_Your instructions_. In the entries that follow, how many lines contain "this"? Answer with the number only.

(Records with interface code)
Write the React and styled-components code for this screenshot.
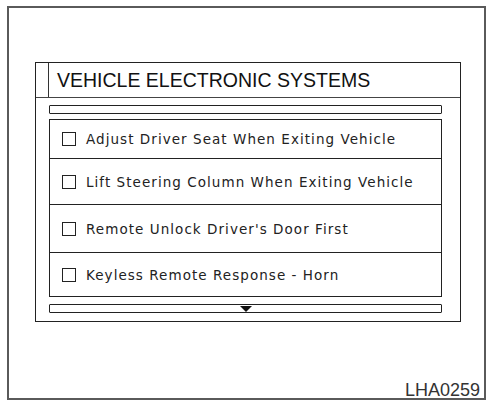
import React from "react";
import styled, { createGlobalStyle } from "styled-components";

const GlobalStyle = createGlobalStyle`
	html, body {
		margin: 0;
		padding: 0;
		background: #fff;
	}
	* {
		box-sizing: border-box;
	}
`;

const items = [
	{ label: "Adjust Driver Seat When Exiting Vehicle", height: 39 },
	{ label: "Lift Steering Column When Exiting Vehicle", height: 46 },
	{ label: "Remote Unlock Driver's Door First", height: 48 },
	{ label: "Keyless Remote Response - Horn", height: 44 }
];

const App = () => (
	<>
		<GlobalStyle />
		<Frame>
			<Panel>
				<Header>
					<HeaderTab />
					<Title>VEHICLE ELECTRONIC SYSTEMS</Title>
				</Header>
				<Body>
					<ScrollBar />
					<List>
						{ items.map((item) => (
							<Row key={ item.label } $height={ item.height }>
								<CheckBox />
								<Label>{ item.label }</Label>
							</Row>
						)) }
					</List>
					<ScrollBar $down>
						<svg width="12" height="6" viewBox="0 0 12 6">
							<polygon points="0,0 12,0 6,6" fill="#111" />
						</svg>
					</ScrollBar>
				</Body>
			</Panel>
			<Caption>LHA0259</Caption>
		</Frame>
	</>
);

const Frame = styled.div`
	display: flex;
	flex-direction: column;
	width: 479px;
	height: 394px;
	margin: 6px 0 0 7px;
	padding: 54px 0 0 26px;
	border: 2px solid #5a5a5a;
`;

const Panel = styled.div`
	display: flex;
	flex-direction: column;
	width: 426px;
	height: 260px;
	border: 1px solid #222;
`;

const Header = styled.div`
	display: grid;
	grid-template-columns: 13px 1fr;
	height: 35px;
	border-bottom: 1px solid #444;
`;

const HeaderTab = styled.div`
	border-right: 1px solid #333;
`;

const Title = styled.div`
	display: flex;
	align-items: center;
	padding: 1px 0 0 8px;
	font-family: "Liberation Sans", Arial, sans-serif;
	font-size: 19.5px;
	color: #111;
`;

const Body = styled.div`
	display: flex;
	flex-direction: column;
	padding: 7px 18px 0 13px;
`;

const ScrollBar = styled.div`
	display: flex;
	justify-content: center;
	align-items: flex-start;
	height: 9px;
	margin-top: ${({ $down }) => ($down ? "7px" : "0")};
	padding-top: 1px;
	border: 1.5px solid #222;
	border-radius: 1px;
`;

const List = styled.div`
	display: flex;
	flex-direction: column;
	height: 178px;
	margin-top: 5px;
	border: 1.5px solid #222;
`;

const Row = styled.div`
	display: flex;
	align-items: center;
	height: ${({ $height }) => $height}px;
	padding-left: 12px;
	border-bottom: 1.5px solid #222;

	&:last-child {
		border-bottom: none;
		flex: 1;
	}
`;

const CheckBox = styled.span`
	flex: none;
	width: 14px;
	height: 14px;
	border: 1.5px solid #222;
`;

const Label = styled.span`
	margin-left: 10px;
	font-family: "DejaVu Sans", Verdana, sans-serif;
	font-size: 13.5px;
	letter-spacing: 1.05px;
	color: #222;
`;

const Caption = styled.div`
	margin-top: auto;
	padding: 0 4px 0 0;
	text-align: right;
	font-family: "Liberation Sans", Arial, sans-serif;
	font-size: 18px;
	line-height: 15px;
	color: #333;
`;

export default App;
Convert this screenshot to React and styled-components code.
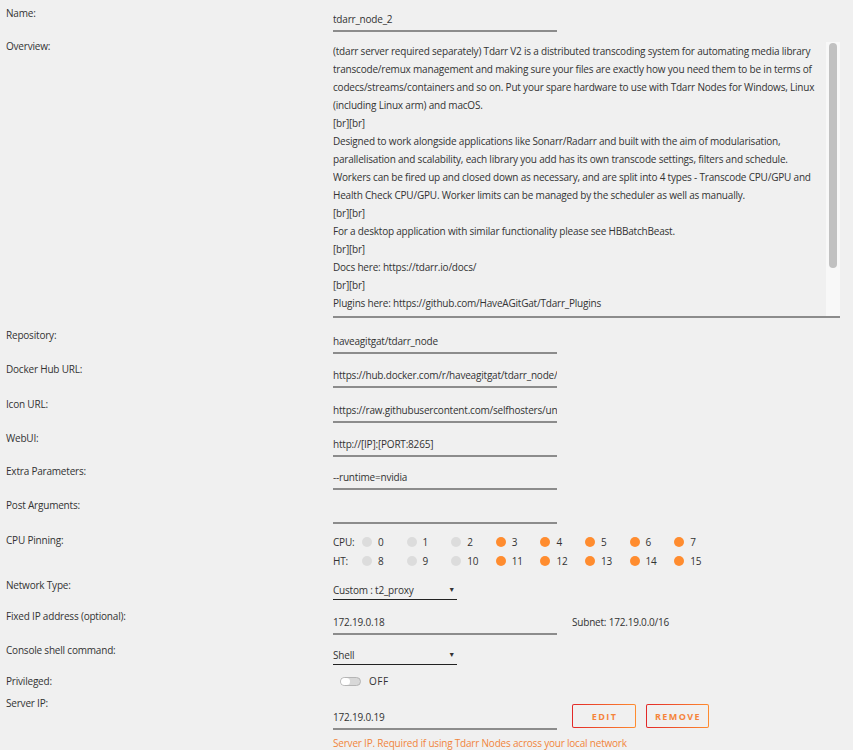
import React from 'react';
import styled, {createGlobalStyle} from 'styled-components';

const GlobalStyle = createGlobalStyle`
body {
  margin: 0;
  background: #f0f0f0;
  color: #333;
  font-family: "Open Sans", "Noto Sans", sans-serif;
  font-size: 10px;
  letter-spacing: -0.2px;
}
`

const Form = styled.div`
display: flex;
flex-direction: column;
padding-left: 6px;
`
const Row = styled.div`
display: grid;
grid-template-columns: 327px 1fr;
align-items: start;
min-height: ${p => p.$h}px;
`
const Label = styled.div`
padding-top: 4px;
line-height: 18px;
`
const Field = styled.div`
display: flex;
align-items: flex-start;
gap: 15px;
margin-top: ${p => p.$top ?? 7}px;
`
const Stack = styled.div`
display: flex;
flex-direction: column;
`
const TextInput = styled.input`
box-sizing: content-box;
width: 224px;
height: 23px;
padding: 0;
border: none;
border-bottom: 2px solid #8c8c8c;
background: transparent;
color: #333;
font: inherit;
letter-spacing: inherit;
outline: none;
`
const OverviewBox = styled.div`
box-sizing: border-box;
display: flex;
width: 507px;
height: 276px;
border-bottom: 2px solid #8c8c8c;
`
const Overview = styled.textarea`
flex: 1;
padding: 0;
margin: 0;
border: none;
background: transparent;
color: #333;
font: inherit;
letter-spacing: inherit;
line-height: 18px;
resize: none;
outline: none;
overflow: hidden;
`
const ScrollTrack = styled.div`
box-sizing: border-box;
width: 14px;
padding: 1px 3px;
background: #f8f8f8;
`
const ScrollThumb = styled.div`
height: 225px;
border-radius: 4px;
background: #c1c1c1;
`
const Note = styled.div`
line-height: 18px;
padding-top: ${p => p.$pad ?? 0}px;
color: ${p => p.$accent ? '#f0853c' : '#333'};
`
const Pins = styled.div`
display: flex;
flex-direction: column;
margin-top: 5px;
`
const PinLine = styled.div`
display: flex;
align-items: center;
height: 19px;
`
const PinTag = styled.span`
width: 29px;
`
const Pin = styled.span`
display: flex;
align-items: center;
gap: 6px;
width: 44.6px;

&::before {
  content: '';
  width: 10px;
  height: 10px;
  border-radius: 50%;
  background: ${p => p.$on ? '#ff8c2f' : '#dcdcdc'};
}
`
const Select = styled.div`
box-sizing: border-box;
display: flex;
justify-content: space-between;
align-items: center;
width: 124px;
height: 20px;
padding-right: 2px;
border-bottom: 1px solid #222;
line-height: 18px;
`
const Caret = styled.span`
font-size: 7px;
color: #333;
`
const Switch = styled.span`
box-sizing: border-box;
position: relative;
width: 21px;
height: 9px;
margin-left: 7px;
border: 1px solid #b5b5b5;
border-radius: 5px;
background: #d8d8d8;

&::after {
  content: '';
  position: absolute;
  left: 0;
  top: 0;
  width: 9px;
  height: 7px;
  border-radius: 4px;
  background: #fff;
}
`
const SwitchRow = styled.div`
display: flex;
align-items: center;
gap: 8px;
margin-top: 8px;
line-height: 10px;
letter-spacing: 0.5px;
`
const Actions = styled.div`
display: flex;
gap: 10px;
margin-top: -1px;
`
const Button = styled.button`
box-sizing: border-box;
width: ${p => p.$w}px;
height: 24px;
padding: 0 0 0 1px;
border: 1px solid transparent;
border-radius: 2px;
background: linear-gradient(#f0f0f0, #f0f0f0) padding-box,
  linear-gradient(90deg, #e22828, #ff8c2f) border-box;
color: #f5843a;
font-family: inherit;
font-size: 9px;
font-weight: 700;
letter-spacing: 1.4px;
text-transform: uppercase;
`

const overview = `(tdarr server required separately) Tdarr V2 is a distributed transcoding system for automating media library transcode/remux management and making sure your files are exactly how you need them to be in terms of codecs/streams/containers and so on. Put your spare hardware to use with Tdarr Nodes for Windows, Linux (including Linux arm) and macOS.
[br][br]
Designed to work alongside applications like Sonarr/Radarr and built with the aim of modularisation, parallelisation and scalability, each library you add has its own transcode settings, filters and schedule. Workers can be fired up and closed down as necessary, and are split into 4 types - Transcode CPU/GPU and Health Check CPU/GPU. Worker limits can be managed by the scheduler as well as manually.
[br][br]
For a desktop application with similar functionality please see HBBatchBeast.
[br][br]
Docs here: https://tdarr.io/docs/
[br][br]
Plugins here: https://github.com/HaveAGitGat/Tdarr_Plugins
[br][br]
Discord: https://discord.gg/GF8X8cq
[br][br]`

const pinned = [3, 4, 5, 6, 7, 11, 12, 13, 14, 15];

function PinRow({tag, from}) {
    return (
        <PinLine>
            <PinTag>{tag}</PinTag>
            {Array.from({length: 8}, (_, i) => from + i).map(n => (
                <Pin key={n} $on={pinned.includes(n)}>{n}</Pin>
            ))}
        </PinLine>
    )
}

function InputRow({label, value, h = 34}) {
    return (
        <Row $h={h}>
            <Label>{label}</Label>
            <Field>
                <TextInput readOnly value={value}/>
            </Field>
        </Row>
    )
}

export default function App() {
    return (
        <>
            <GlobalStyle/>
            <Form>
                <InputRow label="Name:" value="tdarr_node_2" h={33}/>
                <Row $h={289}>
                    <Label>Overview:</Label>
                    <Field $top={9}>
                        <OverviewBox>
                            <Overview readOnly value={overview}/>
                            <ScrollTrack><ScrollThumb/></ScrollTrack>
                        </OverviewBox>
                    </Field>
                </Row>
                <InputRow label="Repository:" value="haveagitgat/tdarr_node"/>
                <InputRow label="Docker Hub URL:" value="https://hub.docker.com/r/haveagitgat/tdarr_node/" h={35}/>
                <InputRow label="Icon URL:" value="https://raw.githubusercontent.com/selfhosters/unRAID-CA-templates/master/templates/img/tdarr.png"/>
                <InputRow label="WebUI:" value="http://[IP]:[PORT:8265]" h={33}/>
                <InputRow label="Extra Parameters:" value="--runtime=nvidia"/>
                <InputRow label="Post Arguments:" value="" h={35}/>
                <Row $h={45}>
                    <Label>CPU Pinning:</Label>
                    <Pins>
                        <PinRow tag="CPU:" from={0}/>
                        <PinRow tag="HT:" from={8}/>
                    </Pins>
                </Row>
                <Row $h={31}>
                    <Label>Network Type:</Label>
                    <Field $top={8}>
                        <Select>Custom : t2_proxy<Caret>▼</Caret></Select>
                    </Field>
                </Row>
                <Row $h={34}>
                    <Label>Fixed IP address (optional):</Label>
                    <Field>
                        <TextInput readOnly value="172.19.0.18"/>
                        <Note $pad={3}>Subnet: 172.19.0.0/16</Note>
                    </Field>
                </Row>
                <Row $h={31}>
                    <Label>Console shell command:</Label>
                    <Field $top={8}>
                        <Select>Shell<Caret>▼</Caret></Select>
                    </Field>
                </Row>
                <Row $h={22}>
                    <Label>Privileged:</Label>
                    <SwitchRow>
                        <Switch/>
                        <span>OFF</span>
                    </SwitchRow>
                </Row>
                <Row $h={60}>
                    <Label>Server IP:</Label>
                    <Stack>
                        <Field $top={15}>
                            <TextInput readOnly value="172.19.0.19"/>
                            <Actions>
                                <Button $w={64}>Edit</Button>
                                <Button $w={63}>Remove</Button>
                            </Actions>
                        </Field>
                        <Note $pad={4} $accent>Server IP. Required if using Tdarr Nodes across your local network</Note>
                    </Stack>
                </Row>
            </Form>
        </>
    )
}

_Finished answer_. 2